In the matter of good-will there is a distinction between us English and the Americans which may for a time operate to our disadvantage; for we English insist upon claiming all Americans as belonging to our race, and springing from the same ancestry as ourselves, and hence the idea of any actual hostility between them and us shocks our sense of relationship; and yet in reality a large and very active proportion of the American people derives its origin from other races besides the Anglo-Saxon. German and Dutch and Celtic forefathers combine to form the giant family of the United States; but there is one cause forever at work to cement all these varieties of origin, and to compel the American people, as a whole, to be proud as we are of their affinity with the English race. What is that cause? What is that agency? Is it not that of one language in common between the two nations? It is in the same mother tongue that their poets must sing, that their philosophers must reason, that their orators must argue upon truth or contend for power.

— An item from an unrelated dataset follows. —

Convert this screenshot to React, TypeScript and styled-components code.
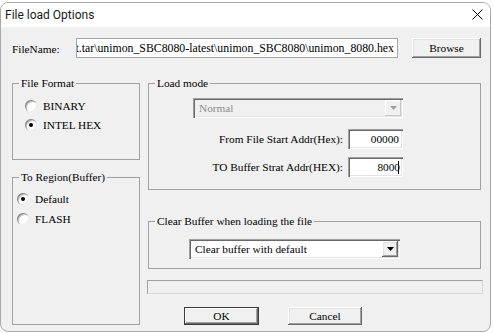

I see before me a distinguished guest, distinguished for the manner in which he has brought together all that is most modern in sentiment with all that is most scholastic in thought and language; permit me to say, Mr. Matthew Arnold. I appeal to him if I am not right when I say that it is by a language in common that all differences of origin sooner or later we are welded together—that Etruscans, and Sabines, and Oscans, and Romans, became one family as Latins once, as Italians now? Before that agency of one language in common have not all differences of ancestral origin in England between Britons, Saxons, Danes, and Normans, melted away; and must not all similar differences equally melt away in the nurseries of American mothers, extracting the earliest lessons of their children from our own English Bible, or in the schools of preceptors who must resort to the same models of language whenever they bid their pupils rival the prose of Macaulay and Prescott, or emulate the verse of Tennyson and Longfellow? Now, it seems to me that nothing can more quicken the sense of that relationship which a language in common creates, than the presence and voice of a writer equally honored and beloved in the old world and in the new; and I cannot but think that where-ever our American kinsfolk welcome that presence, or hang spell-bound on that voice, they will feel irresistibly how much of fellowship and unison there is between the hearts of America and England. So that when our countrymen quits their shores he will leave behind him many a new friend to the old fatherland which greets them through him so cordially in the accents of the mother tongue. And in those accents what a sense of priceless obligations—obligations personal to him and through him to the land he represents—must steal over his American audience! How many hours in which pain and sickness have changed into cheerfulness and mirth beneath the wand of this enchanter! How many a combatant beaten down in the battle of life—and nowhere is the battle of life more sharply waged than in the commonwealth of America—has caught new hope, new courage, new force from the manly lessons of this unobtrusive teacher!